David Dyzenhaus introduced the concept of the legal black hole, ‘a situation in which there is no law’. The exemplary instance of our time is Guantánamo Bay. These black holes are voids carved out by the legal order itself. Dyzenhaus compares them to legal ‘grey holes’, ‘in which there is the façade or form of the rule of law rather than any substantive protections’. He argues that judges should always avoid the creation of grey holes. It is better to declare clearly that a measure, a place or a person is placed outside the law, as in Guantánamo, than to fudge the issue and argue, falsely, that the rule of law is being followed. Grey holes are disguised black holes, and if the disguise is left in place governments will benefit from the legitimacy that comes with following the rule of law when in fact they are not.

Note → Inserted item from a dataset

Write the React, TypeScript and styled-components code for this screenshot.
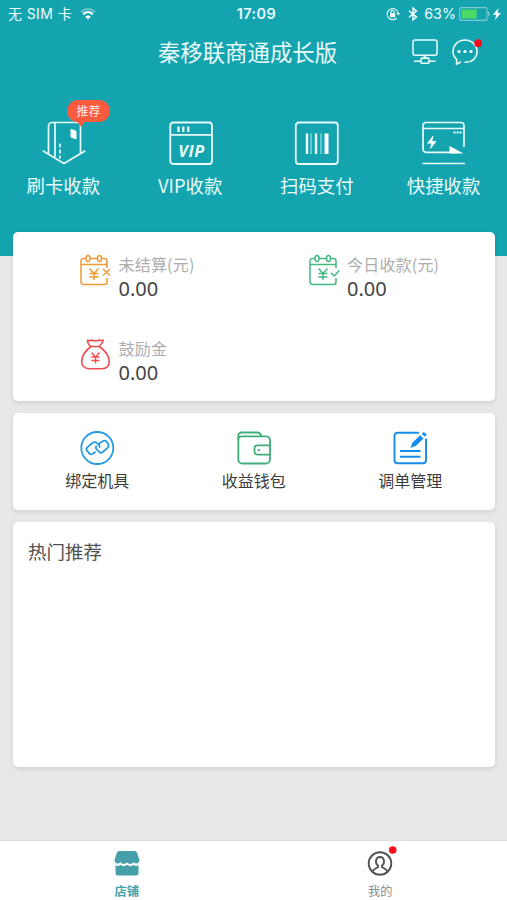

Lawless’s name foretold his treatment as an outlaw, a person placed in a legal grey hole. Giorgio Agamben claims that there is an intimate connection between sovereign power and the ‘bare life’ of the homo sacer – the criminal excluded from society who loses his rights as a citizen and ‘may be killed and yet not sacrificed’. His theory centres on the idea that sovereignty necessarily produces bare life, and keeps humans in this ambivalent state, caught in the law but also excluded from it. The state of exception or emergency is the clearest example of this logic. During the state of emergency, what is otherwise illegal is explicitly made legal, and the sovereign state decides when the exception applies. Lawless’s internment was an action supported by the whole legal edifice. The state was the lawful actor, sovereign and backed by the law.